[REQUIREMENTS]
Identify all lines of the data containing the string "this" and copy them.

[PROVIDED RECORDS]
━━━━━━━━━━━━━━━━━━━━━━━━━━━━━━

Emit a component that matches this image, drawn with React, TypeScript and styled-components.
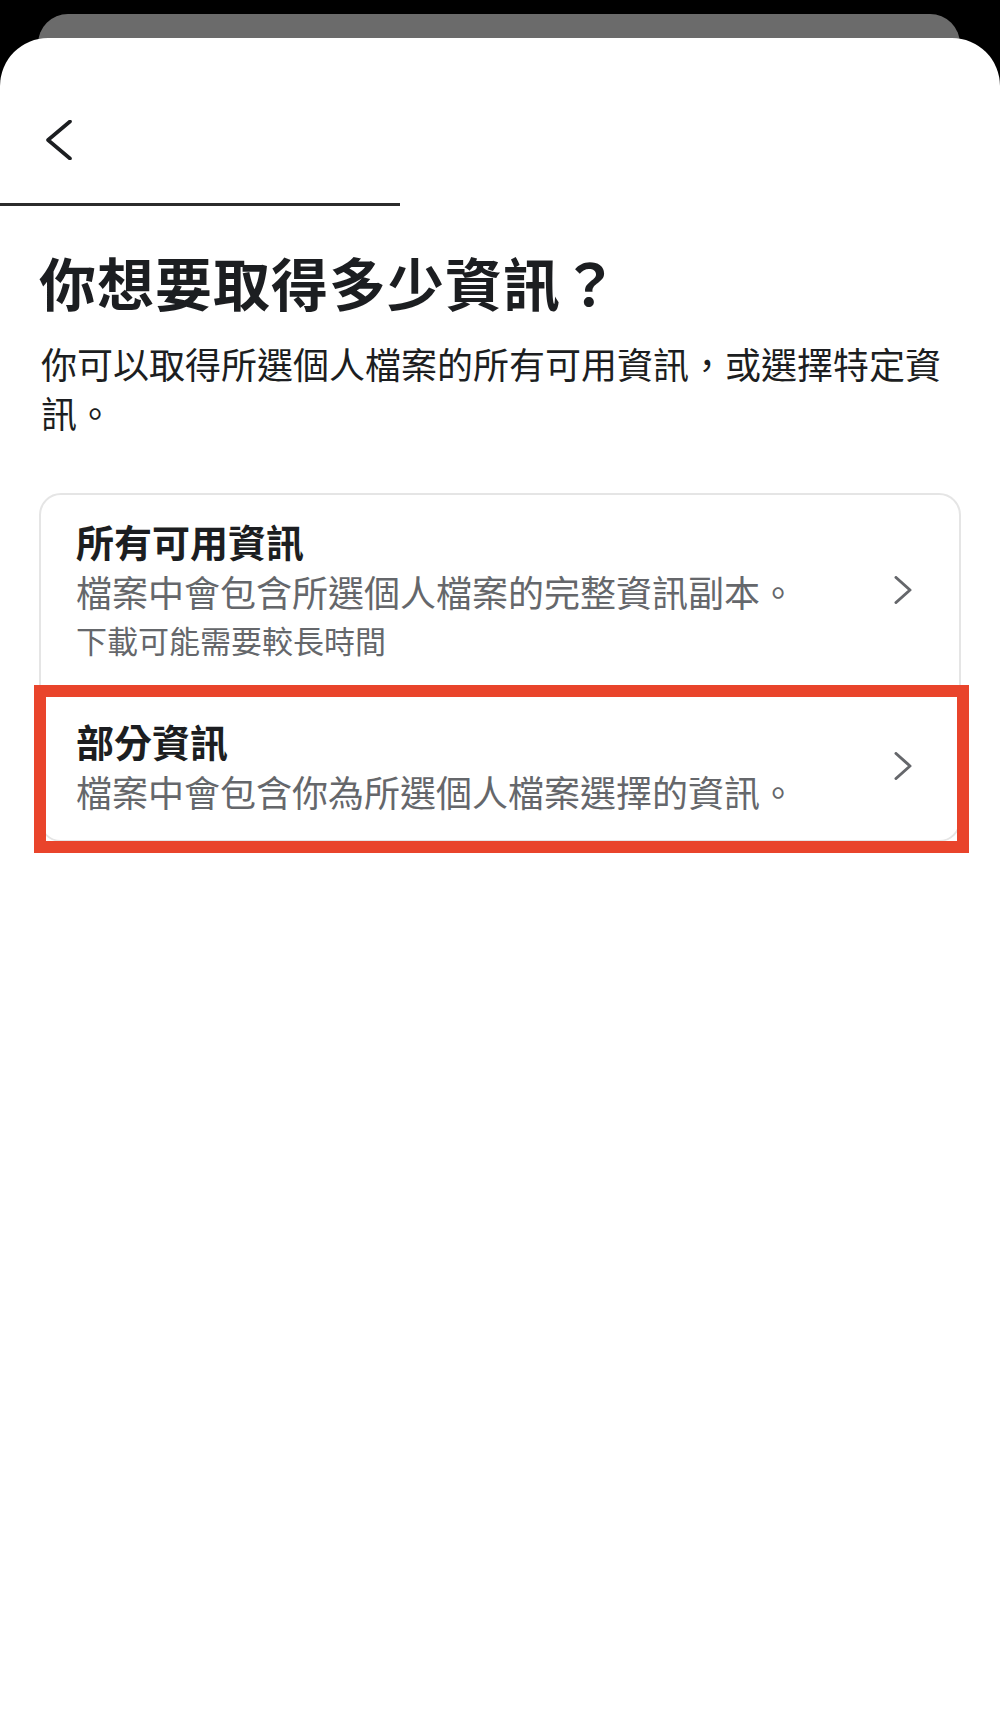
import React from "react";
import styled, { createGlobalStyle } from "styled-components";

const GlobalStyle = createGlobalStyle`
    html, body {
      margin: 0;
      padding: 0;
      background: #000;
    }
    body {
      font-family: "Noto Sans CJK TC", "Noto Sans", sans-serif;
      color: #1c1e21;
    }
`;

const Screen = styled.div`
    width: 1000px;
    min-height: 1733px;
    background: #000;
    display: flex;
    flex-direction: column;
    padding-top: 14px;
    box-sizing: border-box;
`;

const BackSheet = styled.div`
    height: 60px;
    margin: 0 40px -36px 38px;
    background: #6b6b6b;
    border-radius: 30px 30px 0 0;
`;

const Sheet = styled.div`
    flex: 1;
    background: #fff;
    border-radius: 48px 48px 0 0;
    display: flex;
    flex-direction: column;
`;

const Header = styled.div`
    height: 165px;
    box-sizing: border-box;
    display: flex;
    align-items: flex-end;
    padding: 0 0 44px 45px;
`;

const BackButton = styled.button`
    border: none;
    background: none;
    padding: 0;
    width: 30px;
    height: 38px;
    display: flex;
    align-items: center;
    cursor: pointer;
`;

const Progress = styled.div`
    width: 400px;
    height: 3px;
    background: #2b2b2b;
`;

const Body = styled.div`
    padding: 39px 39px 0;
    display: flex;
    flex-direction: column;
`;

const Title = styled.h1`
    margin: 0;
    font-size: 57px;
    line-height: 73px;
    font-weight: 700;
    letter-spacing: 1px;
    color: #1c1e21;
`;

const Subtitle = styled.p`
    margin: 21px 0 0 2px;
    font-size: 36px;
    line-height: 49px;
    font-weight: 400;
    color: #1c1e21;
`;

const Card = styled.div`
    margin-top: 56px;
    border: 2px solid #e5e5e5;
    border-radius: 22px;
    display: flex;
    flex-direction: column;
`;

const Option = styled.div<{ $highlighted?: boolean; $top?: number }>`
    position: relative;
    display: flex;
    align-items: center;
    justify-content: space-between;
    padding: ${({ $top = 25 }) => `${$top}px 47px ${49 - $top}px 35px`};
    cursor: pointer;

    ${({ $highlighted }) =>
      $highlighted &&
      `
      &::after {
        content: "";
        position: absolute;
        top: -6px;
        left: -7px;
        right: -10px;
        bottom: -13px;
        border: 12px solid #e9442b;
        pointer-events: none;
      }
    `}
`;

const OptionText = styled.div`
    display: flex;
    flex-direction: column;
`;

const OptionTitle = styled.div`
    font-size: 38px;
    line-height: 50px;
    font-weight: 700;
    color: #1c1e21;
`;

const OptionDesc = styled.div<{ $small?: boolean }>`
    font-size: ${({ $small }) => ($small ? "31px" : "36px")};
    line-height: ${({ $small }) => ($small ? "47px" : "50px")};
    color: #65676b;
`;

function ChevronLeft() {
    return (
        <svg width="28" height="40" viewBox="0 0 28 40" fill="none">
            <polyline
                points="25,1.5 3,20 25,38.5"
                stroke="#1c1e21"
                strokeWidth="3.6"
                strokeLinecap="round"
                strokeLinejoin="round"
            />
        </svg>
    );
}

function ChevronRight() {
    return (
        <svg width="18" height="28" viewBox="0 0 18 28" fill="none">
            <polyline
                points="2,1.5 16,14 2,26.5"
                stroke="#65676b"
                strokeWidth="3"
                strokeLinecap="round"
                strokeLinejoin="round"
            />
        </svg>
    );
}

interface IOption {
    title: string;
    lines: { text: string; small?: boolean }[];
    top: number;
    highlighted?: boolean;
}

const options: IOption[] = [
    {
        title: "所有可用資訊",
        lines: [
            { text: "檔案中會包含所選個人檔案的完整資訊副本。" },
            { text: "下載可能需要較長時間", small: true },
        ],
        top: 21,
    },
    {
        title: "部分資訊",
        lines: [{ text: "檔案中會包含你為所選個人檔案選擇的資訊。" }],
        top: 25,
        highlighted: true,
    },
];

export default function App() {
    return (
        <>
            <GlobalStyle />
            <Screen>
                <BackSheet />
                <Sheet>
                    <Header>
                        <BackButton aria-label="返回">
                            <ChevronLeft />
                        </BackButton>
                    </Header>
                    <Progress />
                    <Body>
                        <Title>你想要取得多少資訊？</Title>
                        <Subtitle>
                            你可以取得所選個人檔案的所有可用資訊，或選擇特定資訊。
                        </Subtitle>
                        <Card>
                            {options.map((o) => (
                                <Option
                                    key={o.title}
                                    $top={o.top}
                                    $highlighted={o.highlighted}
                                >
                                    <OptionText>
                                        <OptionTitle>{o.title}</OptionTitle>
                                        {o.lines.map((l) => (
                                            <OptionDesc key={l.text} $small={l.small}>
                                                {l.text}
                                            </OptionDesc>
                                        ))}
                                    </OptionText>
                                    <ChevronRight />
                                </Option>
                            ))}
                        </Card>
                    </Body>
                </Sheet>
            </Screen>
        </>
    );
}
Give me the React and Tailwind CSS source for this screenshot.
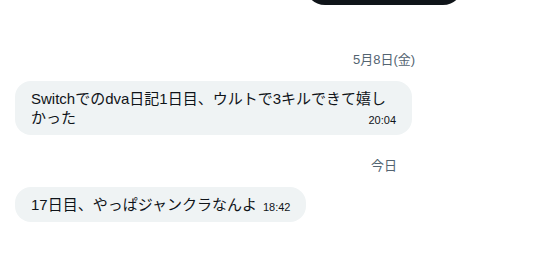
export default function App() {
  const font = { fontFamily: '"Liberation Sans", "Noto Sans CJK JP", Arial, sans-serif' };
  return (
    <div className="w-[546px] h-[267px] bg-white overflow-hidden text-[#0f1419]" style={font}>
      <div className="mt-[-35px] ml-[305px] h-10 w-[158px] rounded-full bg-[#0f1419]" />
      <div className="mt-[47px] ml-[222px] w-[324px] text-center text-[13px] leading-4 text-[#536471]">5月8日(金)</div>
      <div className="mt-[13px] ml-[15px] max-w-[397px] w-fit rounded-[16px] bg-[#eff3f4] px-4 py-2 text-[15px] leading-[19px]">
        <span>Switchでのdva日記1日目、ウルトで3キルできて嬉しかった</span>
        <span className="float-right ml-1.5 relative top-[3px] text-[11px] leading-[19px]">20:04</span>
      </div>
      <div className="mt-[23px] ml-[222px] w-[324px] text-center text-[13px] leading-4 text-[#536471]">今日</div>
      <div className="mt-[13px] ml-[15px] max-w-[397px] w-fit rounded-[16px] bg-[#eff3f4] px-4 py-2 text-[15px] leading-[19px]">
        <span>17日目、やっぱジャンクラなんよ</span>
        <span className="float-right ml-1.5 relative top-[3px] text-[11px] leading-[19px]">18:42</span>
      </div>
    </div>
  );
}
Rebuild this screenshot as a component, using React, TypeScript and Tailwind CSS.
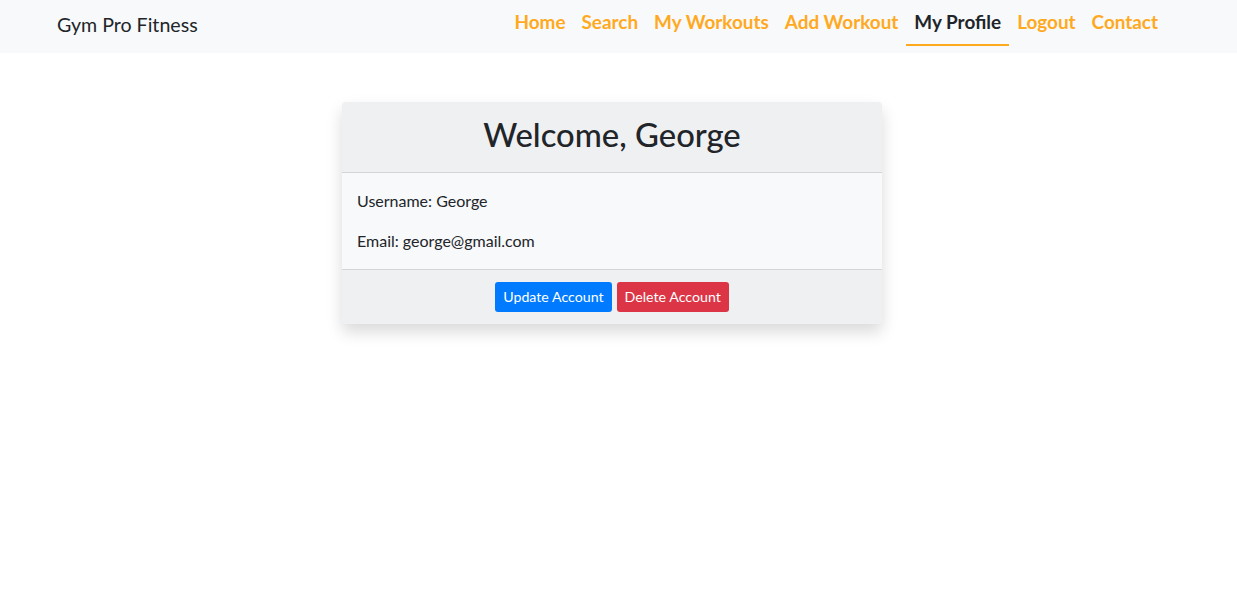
const NAV_LINKS = ['Home', 'Search', 'My Workouts', 'Add Workout', 'My Profile', 'Logout', 'Contact']
const ACTIVE = 'My Profile'

function App() {
  return (
    <div className="min-h-screen bg-white font-['Lato',sans-serif] text-[#212529]">
      <nav className="flex h-[53px] items-center justify-between bg-[#f8f9fa] pl-[57px] pr-[71px]">
        <a href="#" className="mb-[3px] text-[19.6px] leading-none text-[#212529]">
          Gym Pro Fitness
        </a>

        <ul className="flex h-full items-center">
          {NAV_LINKS.map((label) => (
            <li key={label} className="flex h-full items-center">
              <a
                href="#"
                className={
                  label === ACTIVE
                    ? 'mt-[1px] border-b-2 border-[#ffa91f] px-2 pt-[2px] pb-[10px] text-[18.9px] font-bold leading-[24px] text-[#212529]'
                    : 'mt-[1px] border-b-2 border-transparent px-2 pt-[2px] pb-[10px] text-[18.9px] font-bold leading-[24px] text-[#ffa91f]'
                }
              >
                {label}
              </a>
            </li>
          ))}
        </ul>
      </nav>

      <main className="flex justify-center pt-[49px] pr-[13px]">
        <section className="w-[540px] overflow-hidden rounded-[4px] bg-[#f8f9fa] shadow-[0_8px_16px_rgba(0,0,0,0.15)]">
          <header className="flex h-[71px] items-center justify-center border-b border-[#d3d5d8] bg-[#eff0f2]">
            <h2 className="mb-[4px] text-[32.8px] font-medium leading-none">Welcome, George</h2>
          </header>

          <div className="flex flex-col gap-[24px] px-[15px] pt-[20px] pb-[20px] text-[16px] leading-[16px]">
            <p>Username: George</p>
            <p>Email: george@gmail.com</p>
          </div>

          <footer className="flex h-[55px] items-center justify-center gap-[5px] border-t border-[#d3d5d8] bg-[#eff0f2]">
            <button
              type="button"
              className="h-[30px] rounded-[3px] bg-[#007bff] px-2 text-[14.2px] text-white"
            >
              Update Account
            </button>
            <button
              type="button"
              className="h-[30px] rounded-[3px] bg-[#dc3545] px-2 text-[14.2px] text-white"
            >
              Delete Account
            </button>
          </footer>
        </section>
      </main>
    </div>
  )
}

export default App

━━━━━━━━━━━━━━━━━━━━━━━━━━━━━━

[TASK ANSWER]
Emit a component that matches this image, drawn with React, TypeScript and styled-components.
Give me the React and Tailwind CSS source for this screenshot.
Rebuild this screenshot as a component, using React, TypeScript and Tailwind CSS.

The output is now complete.